____ Raw data
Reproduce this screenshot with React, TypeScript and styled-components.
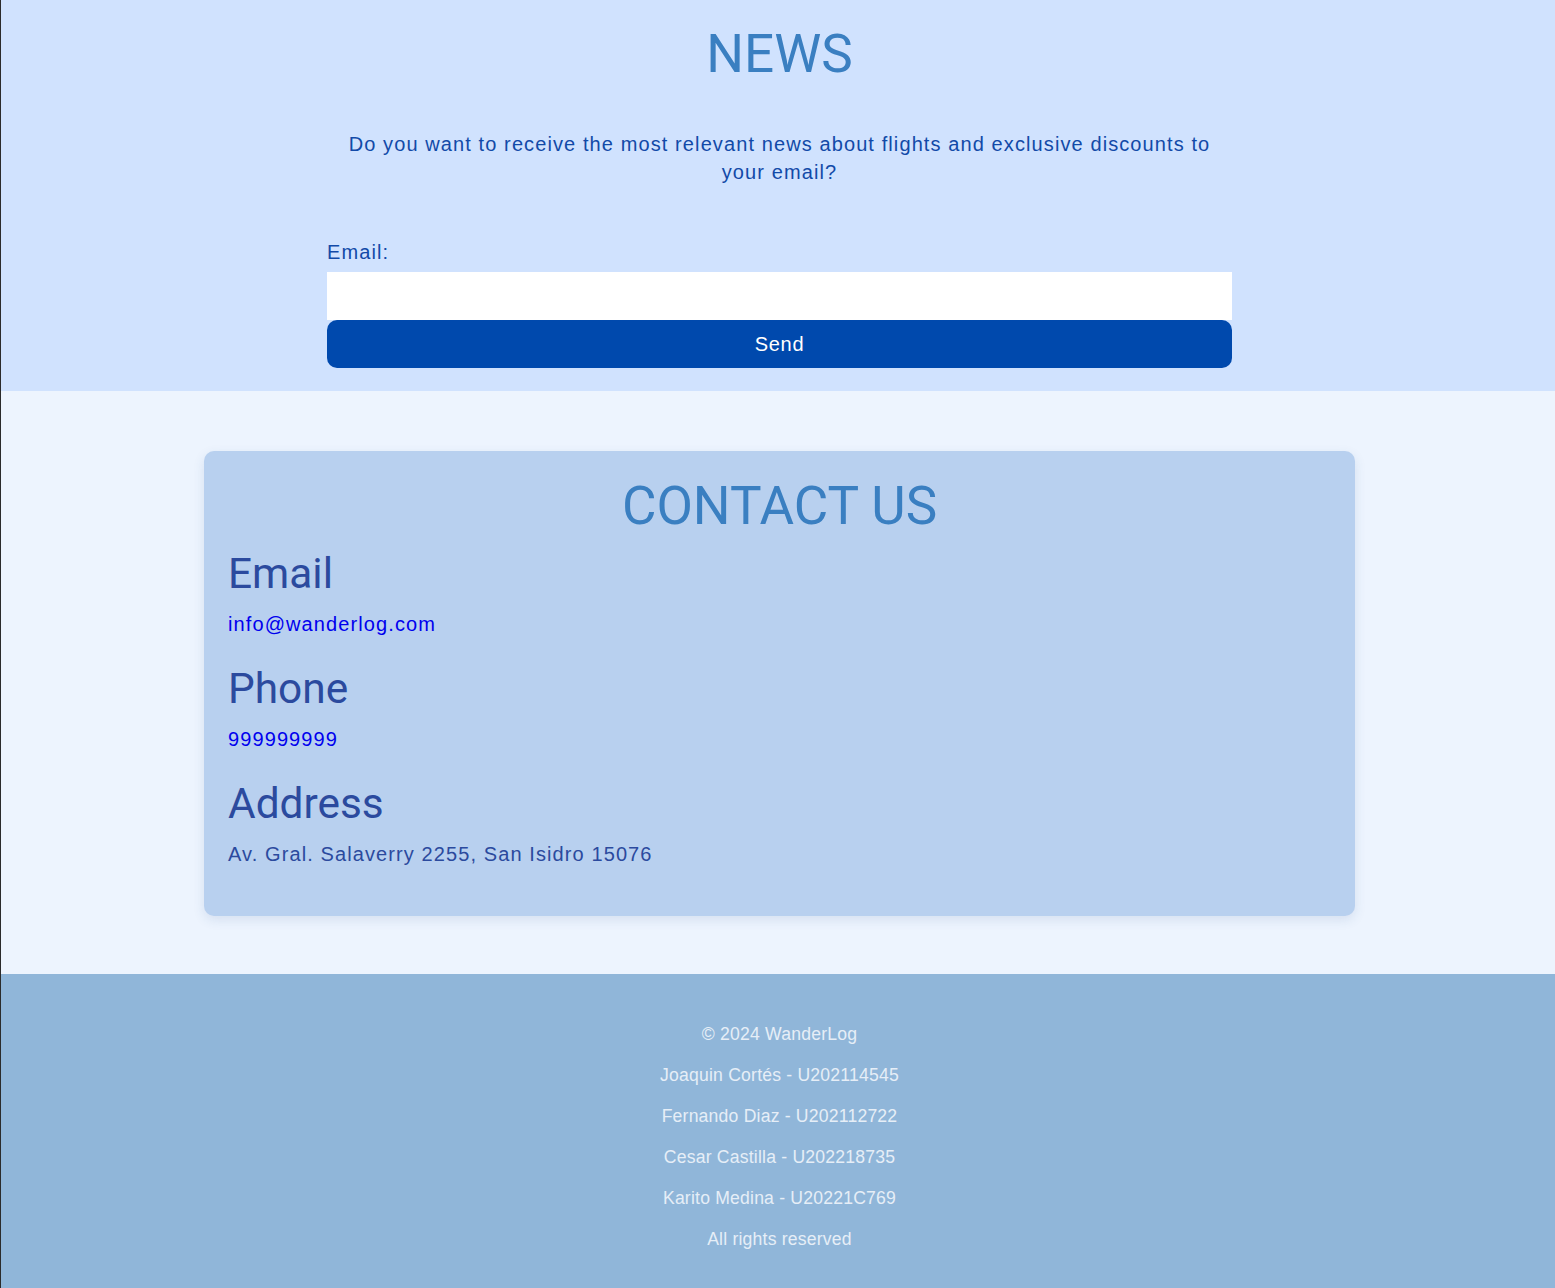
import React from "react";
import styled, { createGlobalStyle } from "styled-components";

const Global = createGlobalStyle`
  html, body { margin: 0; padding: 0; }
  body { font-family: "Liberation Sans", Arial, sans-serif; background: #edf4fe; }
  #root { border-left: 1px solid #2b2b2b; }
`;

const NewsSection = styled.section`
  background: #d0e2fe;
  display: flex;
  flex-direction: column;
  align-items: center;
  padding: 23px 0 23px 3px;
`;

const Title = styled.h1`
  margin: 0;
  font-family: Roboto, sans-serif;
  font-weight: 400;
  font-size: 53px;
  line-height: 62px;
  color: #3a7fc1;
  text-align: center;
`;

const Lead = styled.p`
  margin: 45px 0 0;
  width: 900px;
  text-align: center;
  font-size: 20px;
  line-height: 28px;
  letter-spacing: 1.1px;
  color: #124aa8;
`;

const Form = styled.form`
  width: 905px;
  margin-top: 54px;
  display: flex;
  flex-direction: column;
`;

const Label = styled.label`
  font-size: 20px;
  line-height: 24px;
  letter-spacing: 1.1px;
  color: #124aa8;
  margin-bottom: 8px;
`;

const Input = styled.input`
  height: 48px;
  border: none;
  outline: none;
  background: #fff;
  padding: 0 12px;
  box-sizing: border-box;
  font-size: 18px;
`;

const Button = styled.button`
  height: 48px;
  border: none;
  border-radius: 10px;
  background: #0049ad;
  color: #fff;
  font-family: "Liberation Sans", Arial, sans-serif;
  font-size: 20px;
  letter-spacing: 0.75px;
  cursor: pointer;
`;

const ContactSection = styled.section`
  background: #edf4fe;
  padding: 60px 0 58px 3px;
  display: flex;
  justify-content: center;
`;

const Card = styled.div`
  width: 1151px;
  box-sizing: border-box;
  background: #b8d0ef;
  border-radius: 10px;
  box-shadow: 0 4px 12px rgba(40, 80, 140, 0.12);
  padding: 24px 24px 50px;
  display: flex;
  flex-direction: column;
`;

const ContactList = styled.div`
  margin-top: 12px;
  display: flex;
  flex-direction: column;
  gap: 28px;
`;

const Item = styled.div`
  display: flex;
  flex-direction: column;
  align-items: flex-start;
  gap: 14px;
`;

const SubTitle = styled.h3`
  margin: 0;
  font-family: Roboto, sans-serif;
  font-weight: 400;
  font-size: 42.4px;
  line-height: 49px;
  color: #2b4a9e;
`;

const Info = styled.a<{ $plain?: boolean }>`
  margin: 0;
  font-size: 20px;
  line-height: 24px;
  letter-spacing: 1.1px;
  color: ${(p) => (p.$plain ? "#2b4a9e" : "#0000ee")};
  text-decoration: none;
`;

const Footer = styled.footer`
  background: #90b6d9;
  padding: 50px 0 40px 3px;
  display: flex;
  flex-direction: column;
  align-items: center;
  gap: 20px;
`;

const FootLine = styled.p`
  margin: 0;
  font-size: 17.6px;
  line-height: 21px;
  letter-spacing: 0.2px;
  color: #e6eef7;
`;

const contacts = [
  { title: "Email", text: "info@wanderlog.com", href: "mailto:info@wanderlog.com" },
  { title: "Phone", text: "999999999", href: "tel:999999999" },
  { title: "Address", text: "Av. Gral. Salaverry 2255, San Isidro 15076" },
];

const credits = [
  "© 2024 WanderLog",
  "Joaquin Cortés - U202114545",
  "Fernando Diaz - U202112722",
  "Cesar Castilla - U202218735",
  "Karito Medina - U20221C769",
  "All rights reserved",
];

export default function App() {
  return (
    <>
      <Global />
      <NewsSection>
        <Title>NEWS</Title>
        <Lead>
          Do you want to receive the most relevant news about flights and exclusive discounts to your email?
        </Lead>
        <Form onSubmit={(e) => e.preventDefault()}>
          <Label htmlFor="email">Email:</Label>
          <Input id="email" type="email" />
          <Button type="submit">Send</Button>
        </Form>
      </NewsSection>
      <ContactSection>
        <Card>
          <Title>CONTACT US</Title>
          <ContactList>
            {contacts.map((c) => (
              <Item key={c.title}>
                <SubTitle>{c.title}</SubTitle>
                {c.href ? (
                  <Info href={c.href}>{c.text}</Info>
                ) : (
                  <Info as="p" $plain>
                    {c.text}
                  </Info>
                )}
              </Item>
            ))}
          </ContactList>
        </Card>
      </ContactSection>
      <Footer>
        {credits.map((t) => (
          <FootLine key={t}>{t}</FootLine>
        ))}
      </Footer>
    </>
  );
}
________
### Aim:
Exclude the pictures, and transcribe all of the material exactly.

### Answer to the exercise:
Reproduce this screenshot with React, TypeScript and styled-components.
import React from "react";
import styled, { createGlobalStyle } from "styled-components";

const Global = createGlobalStyle`
  html, body { margin: 0; padding: 0; }
  body { font-family: "Liberation Sans", Arial, sans-serif; background: #edf4fe; }
  #root { border-left: 1px solid #2b2b2b; }
`;

const NewsSection = styled.section`
  background: #d0e2fe;
  display: flex;
  flex-direction: column;
  align-items: center;
  padding: 23px 0 23px 3px;
`;

const Title = styled.h1`
  margin: 0;
  font-family: Roboto, sans-serif;
  font-weight: 400;
  font-size: 53px;
  line-height: 62px;
  color: #3a7fc1;
  text-align: center;
`;

const Lead = styled.p`
  margin: 45px 0 0;
  width: 900px;
  text-align: center;
  font-size: 20px;
  line-height: 28px;
  letter-spacing: 1.1px;
  color: #124aa8;
`;

const Form = styled.form`
  width: 905px;
  margin-top: 54px;
  display: flex;
  flex-direction: column;
`;

const Label = styled.label`
  font-size: 20px;
  line-height: 24px;
  letter-spacing: 1.1px;
  color: #124aa8;
  margin-bottom: 8px;
`;

const Input = styled.input`
  height: 48px;
  border: none;
  outline: none;
  background: #fff;
  padding: 0 12px;
  box-sizing: border-box;
  font-size: 18px;
`;

const Button = styled.button`
  height: 48px;
  border: none;
  border-radius: 10px;
  background: #0049ad;
  color: #fff;
  font-family: "Liberation Sans", Arial, sans-serif;
  font-size: 20px;
  letter-spacing: 0.75px;
  cursor: pointer;
`;

const ContactSection = styled.section`
  background: #edf4fe;
  padding: 60px 0 58px 3px;
  display: flex;
  justify-content: center;
`;

const Card = styled.div`
  width: 1151px;
  box-sizing: border-box;
  background: #b8d0ef;
  border-radius: 10px;
  box-shadow: 0 4px 12px rgba(40, 80, 140, 0.12);
  padding: 24px 24px 50px;
  display: flex;
  flex-direction: column;
`;

const ContactList = styled.div`
  margin-top: 12px;
  display: flex;
  flex-direction: column;
  gap: 28px;
`;

const Item = styled.div`
  display: flex;
  flex-direction: column;
  align-items: flex-start;
  gap: 14px;
`;

const SubTitle = styled.h3`
  margin: 0;
  font-family: Roboto, sans-serif;
  font-weight: 400;
  font-size: 42.4px;
  line-height: 49px;
  color: #2b4a9e;
`;

const Info = styled.a<{ $plain?: boolean }>`
  margin: 0;
  font-size: 20px;
  line-height: 24px;
  letter-spacing: 1.1px;
  color: ${(p) => (p.$plain ? "#2b4a9e" : "#0000ee")};
  text-decoration: none;
`;

const Footer = styled.footer`
  background: #90b6d9;
  padding: 50px 0 40px 3px;
  display: flex;
  flex-direction: column;
  align-items: center;
  gap: 20px;
`;

const FootLine = styled.p`
  margin: 0;
  font-size: 17.6px;
  line-height: 21px;
  letter-spacing: 0.2px;
  color: #e6eef7;
`;

const contacts = [
  { title: "Email", text: "info@wanderlog.com", href: "mailto:info@wanderlog.com" },
  { title: "Phone", text: "999999999", href: "tel:999999999" },
  { title: "Address", text: "Av. Gral. Salaverry 2255, San Isidro 15076" },
];

const credits = [
  "© 2024 WanderLog",
  "Joaquin Cortés - U202114545",
  "Fernando Diaz - U202112722",
  "Cesar Castilla - U202218735",
  "Karito Medina - U20221C769",
  "All rights reserved",
];

export default function App() {
  return (
    <>
      <Global />
      <NewsSection>
        <Title>NEWS</Title>
        <Lead>
          Do you want to receive the most relevant news about flights and exclusive discounts to your email?
        </Lead>
        <Form onSubmit={(e) => e.preventDefault()}>
          <Label htmlFor="email">Email:</Label>
          <Input id="email" type="email" />
          <Button type="submit">Send</Button>
        </Form>
      </NewsSection>
      <ContactSection>
        <Card>
          <Title>CONTACT US</Title>
          <ContactList>
            {contacts.map((c) => (
              <Item key={c.title}>
                <SubTitle>{c.title}</SubTitle>
                {c.href ? (
                  <Info href={c.href}>{c.text}</Info>
                ) : (
                  <Info as="p" $plain>
                    {c.text}
                  </Info>
                )}
              </Item>
            ))}
          </ContactList>
        </Card>
      </ContactSection>
      <Footer>
        {credits.map((t) => (
          <FootLine key={t}>{t}</FootLine>
        ))}
      </Footer>
    </>
  );
}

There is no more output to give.